* Begin *

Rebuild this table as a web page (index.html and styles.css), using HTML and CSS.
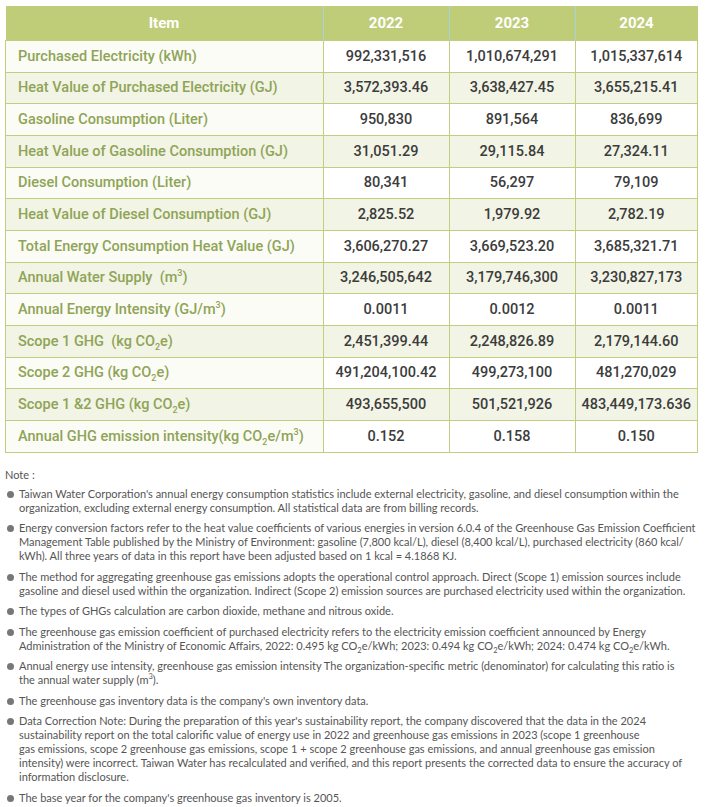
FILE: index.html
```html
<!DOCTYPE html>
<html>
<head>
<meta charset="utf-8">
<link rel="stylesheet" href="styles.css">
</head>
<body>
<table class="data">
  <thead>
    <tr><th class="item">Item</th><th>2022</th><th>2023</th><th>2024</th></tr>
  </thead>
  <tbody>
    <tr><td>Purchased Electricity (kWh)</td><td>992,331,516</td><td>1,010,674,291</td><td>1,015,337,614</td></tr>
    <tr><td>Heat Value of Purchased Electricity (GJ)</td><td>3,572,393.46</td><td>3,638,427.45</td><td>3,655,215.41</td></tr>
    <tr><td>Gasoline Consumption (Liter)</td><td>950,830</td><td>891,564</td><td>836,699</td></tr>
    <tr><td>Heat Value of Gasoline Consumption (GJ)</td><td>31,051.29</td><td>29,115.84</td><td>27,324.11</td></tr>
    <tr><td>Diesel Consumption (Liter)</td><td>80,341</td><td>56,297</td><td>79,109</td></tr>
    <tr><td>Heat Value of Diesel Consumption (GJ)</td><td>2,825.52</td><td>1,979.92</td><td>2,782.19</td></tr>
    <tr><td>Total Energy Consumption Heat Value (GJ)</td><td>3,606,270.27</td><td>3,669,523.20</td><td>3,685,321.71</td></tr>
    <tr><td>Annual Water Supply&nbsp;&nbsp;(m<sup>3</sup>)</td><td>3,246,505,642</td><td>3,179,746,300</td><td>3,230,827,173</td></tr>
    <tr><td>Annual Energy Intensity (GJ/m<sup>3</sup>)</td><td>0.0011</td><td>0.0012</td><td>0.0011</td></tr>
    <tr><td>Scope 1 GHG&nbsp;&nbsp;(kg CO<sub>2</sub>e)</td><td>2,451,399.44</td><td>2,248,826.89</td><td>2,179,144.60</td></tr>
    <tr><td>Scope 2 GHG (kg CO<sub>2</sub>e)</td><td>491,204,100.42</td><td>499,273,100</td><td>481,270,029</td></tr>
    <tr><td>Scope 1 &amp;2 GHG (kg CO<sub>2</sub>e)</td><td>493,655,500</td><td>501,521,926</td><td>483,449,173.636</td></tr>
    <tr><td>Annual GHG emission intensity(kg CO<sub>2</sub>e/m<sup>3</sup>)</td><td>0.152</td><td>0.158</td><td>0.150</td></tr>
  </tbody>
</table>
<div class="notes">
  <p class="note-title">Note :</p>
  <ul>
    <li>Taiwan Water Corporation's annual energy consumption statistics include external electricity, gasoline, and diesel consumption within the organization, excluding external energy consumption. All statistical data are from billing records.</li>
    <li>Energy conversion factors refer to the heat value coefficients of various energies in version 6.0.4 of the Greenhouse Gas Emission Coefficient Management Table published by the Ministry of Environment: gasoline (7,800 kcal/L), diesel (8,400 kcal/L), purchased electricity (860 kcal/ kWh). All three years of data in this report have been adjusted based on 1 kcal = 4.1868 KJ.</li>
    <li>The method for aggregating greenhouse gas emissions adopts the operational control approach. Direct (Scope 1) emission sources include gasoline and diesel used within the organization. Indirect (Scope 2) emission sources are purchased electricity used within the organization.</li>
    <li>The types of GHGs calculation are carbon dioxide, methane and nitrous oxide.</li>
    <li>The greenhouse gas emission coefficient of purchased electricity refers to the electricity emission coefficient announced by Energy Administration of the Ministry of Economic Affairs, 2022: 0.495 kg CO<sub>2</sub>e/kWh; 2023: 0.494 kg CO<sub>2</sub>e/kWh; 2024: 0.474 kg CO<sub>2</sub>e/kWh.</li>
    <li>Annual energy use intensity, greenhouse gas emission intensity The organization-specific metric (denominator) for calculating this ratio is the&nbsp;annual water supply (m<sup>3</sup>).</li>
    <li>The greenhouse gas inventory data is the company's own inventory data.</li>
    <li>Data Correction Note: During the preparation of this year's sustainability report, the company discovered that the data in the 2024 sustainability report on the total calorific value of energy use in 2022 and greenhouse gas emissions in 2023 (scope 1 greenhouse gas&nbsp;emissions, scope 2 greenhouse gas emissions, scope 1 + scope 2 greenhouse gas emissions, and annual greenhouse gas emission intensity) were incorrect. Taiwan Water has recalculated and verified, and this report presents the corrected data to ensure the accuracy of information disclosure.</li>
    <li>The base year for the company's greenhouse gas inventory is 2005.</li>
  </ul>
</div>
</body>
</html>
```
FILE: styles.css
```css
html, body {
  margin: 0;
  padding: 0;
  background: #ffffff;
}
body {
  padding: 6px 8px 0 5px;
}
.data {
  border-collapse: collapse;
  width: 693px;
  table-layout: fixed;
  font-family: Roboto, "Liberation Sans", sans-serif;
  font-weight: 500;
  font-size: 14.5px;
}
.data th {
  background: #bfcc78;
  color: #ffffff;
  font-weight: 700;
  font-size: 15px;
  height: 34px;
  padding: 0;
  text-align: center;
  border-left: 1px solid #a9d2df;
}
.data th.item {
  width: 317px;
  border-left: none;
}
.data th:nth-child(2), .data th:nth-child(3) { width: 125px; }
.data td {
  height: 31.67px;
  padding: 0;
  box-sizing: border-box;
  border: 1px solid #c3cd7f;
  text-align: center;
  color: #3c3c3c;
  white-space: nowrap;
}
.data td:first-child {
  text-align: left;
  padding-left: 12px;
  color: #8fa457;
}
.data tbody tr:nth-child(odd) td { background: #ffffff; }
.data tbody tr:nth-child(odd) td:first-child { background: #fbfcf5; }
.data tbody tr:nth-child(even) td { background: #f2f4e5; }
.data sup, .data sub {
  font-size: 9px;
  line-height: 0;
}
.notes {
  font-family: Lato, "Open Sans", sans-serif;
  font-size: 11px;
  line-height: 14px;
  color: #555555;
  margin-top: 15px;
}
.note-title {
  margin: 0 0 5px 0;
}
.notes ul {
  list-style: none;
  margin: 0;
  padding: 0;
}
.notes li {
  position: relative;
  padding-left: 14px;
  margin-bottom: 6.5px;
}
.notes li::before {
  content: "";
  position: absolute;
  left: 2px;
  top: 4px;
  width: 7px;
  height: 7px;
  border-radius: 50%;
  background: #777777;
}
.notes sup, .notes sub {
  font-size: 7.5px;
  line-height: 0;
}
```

* End *
* Begin *

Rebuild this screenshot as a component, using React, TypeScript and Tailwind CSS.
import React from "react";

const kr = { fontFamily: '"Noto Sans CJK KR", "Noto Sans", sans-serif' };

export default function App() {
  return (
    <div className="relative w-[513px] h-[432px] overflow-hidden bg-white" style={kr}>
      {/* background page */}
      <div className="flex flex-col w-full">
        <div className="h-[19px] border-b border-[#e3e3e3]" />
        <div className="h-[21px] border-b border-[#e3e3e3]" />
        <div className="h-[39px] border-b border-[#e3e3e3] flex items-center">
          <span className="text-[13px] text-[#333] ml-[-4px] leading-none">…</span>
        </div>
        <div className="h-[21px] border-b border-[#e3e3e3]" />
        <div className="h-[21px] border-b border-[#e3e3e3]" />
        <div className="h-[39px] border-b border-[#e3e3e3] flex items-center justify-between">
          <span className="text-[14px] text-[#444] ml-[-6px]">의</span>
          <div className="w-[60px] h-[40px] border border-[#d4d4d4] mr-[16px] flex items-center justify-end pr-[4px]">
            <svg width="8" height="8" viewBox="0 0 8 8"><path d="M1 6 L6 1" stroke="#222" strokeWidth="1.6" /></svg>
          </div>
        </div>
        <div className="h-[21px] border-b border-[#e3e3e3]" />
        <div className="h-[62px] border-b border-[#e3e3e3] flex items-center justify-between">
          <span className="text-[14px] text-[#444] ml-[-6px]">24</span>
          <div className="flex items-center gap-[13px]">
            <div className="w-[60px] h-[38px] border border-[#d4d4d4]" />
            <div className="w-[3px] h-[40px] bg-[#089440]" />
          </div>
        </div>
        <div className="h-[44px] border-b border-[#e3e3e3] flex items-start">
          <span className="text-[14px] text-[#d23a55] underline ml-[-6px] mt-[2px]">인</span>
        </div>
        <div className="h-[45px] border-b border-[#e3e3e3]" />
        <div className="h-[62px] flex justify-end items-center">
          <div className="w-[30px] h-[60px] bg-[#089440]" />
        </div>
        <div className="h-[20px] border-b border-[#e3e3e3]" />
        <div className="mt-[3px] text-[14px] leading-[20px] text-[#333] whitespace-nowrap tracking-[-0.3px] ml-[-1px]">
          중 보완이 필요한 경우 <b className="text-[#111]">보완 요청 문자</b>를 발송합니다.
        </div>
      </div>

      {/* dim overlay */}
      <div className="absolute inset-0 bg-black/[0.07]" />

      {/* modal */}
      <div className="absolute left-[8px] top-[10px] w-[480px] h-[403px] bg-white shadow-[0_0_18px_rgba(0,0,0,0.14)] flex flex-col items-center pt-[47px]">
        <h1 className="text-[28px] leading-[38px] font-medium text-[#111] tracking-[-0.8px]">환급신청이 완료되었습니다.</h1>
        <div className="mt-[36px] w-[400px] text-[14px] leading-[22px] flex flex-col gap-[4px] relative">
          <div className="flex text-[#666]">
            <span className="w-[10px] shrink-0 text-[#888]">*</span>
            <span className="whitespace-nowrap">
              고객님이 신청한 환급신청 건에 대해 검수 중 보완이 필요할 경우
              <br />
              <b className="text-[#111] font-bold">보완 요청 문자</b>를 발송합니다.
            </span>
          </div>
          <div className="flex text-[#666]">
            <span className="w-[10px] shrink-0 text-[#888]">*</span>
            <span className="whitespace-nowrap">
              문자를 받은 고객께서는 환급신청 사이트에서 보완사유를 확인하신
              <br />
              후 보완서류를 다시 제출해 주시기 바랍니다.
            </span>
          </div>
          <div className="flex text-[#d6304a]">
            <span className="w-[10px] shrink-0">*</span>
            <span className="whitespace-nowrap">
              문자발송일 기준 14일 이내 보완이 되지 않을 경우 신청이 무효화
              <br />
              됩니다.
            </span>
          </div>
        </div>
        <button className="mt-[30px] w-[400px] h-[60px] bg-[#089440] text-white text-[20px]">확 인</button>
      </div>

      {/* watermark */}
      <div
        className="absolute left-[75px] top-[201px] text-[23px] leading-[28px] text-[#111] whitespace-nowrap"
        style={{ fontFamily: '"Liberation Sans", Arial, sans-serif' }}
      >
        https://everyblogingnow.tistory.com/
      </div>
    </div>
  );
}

* End *

# What to produce:
Pick out all lines from the data above in which the word "page" appears.

# Expected answer:
Rebuild this table as a web page (index.html and styles.css), using HTML and CSS.
      {/* background page */}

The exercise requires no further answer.